Saturday, July 17, 2010

My mind is made up, don't confuse me with facts

Last Wednesday NPR reported that many Tea Party rallies invoke the Constitution a lot. They even pass out pocket size pamphlets containing the text so one can always have it for reference. Speakers rail about how Obama is trashing that fine document (him? Not Bush?) Their reasoning? Red flags went up when one Tea Party member said:

"I do not study the Constitution, no, but I'm well aware of my history. I'm well aware of how this country was founded, and I'm well aware of what has happened to it in current years."

The reporter then said:

"Tea Party members are often vague about exactly how their constitutional rights are being denied."

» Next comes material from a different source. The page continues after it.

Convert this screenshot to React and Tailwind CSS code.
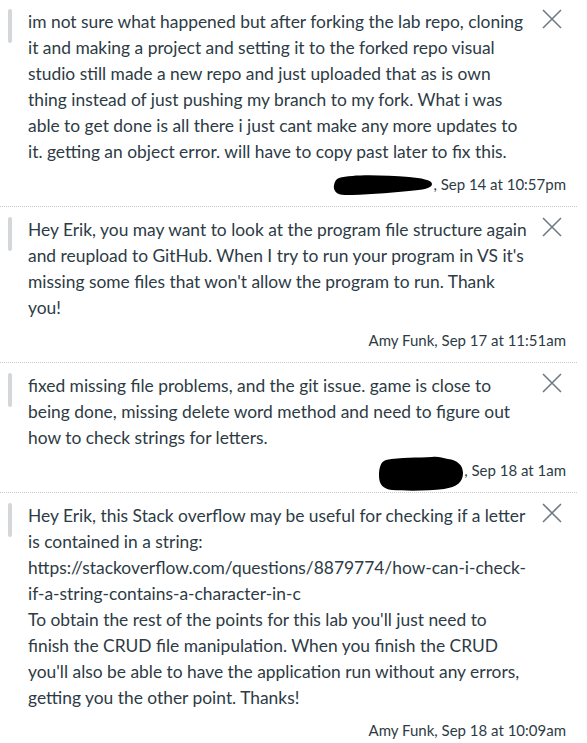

Bingo! This person sounded just like a lot of Fundies who know exactly what the Bible says about gays -- until asked about particulars. In both cases it appears they hear someone justify their own prejudices using an authority that doesn't say what is claimed.

Indeed, the rest of the NPR story talks about using sacred texts in a political argument to give a glow of authority and play the trump card.


There has been talk of requiring GOP candidates to take a Reaganite purity pledge -- taxes must only go down, foreign relations must be done with saber-rattling, social issue solutions must please the Fundies, immigration reform starts with getting tough on the border and the illegals. Why praise Reagan? He was the most successful GOP president since Teddy Roosevelt.

One small problem with that purity pledge -- Reagan himself would have flunked it. On every issue.